Кончай, говорит он, с этим делом. И благодари судьбу, что тебя на этот раз отпустили. Второй раз — не отпустят. Слезай-ка с этой иглы. Ну я и соскочил... Веришь ли, счастливым человеком стал! Смотрю: мир вокруг какой прекрасный! Солнышко, водичка, баб столько хороших и разных, и все на меня с улыбкой смотрят. Ох, и лют я стал в то время на баб, чуть с женой не развелся!
А главное, понимаю, что я живой, живой, а не то, что вот ты... М-да.
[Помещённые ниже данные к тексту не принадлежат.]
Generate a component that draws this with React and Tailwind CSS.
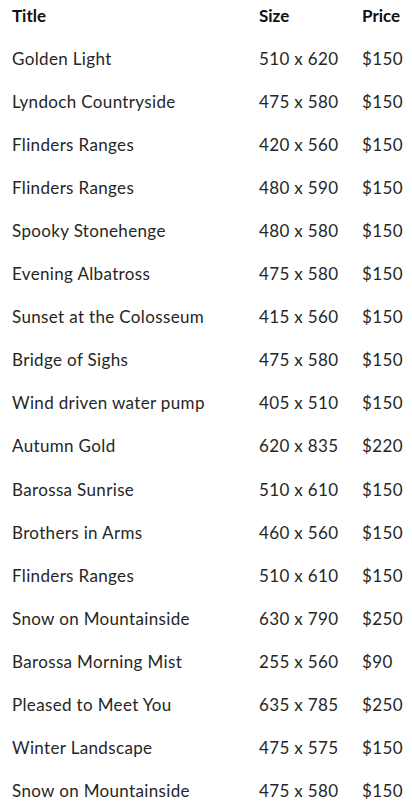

Что-то заболтался я с тобой... Это опасно. Давай расстанемся по-хорошему, по-доброму. Ты в свою сторону, я — в свою. Последнее тебе скажу. Если можешь (но это вряд ли), кончай с этим делом. Хочешь — с местечком в рекламном агентстве пособлю, там мой сокурсник по Литинституту большой начальник? Я бы и в литературе, пожалуй, тебе помог (между нами — местечки тут еще есть). Да больно ты ненадежный тип! Того и гляди либо сорвешься, либо такой сволочью окажешься, что и мне от тебя — хе-хе! — не поздоровится. Так что ступай лучше в рекламу. Это гораздо, гораздо чище. А не можешь, так пропадай! Унавоживай почву для этих гениев литературных. Болей этой высокой болезнью, что хуже последней заразы.
Будь здоров, родной! Прощай...

............

— Иван Иваныч, что это с вами?
— А! Ниночка? Что-то заработался я сегодня. Болит у меня все, Ниночка... Что болит? Лучше и не спрашивайте. Вы вот что, Ниночка... Сейчас придет ко мне один человек спрашивать о рукописи. Так вы его, пожалуйста, ко мне не пускайте. Соврите, что я в срочной командировке или еще где-нибудь. А рукопись как-нибудь вежливо ему верните. У вас это прекрасно получается.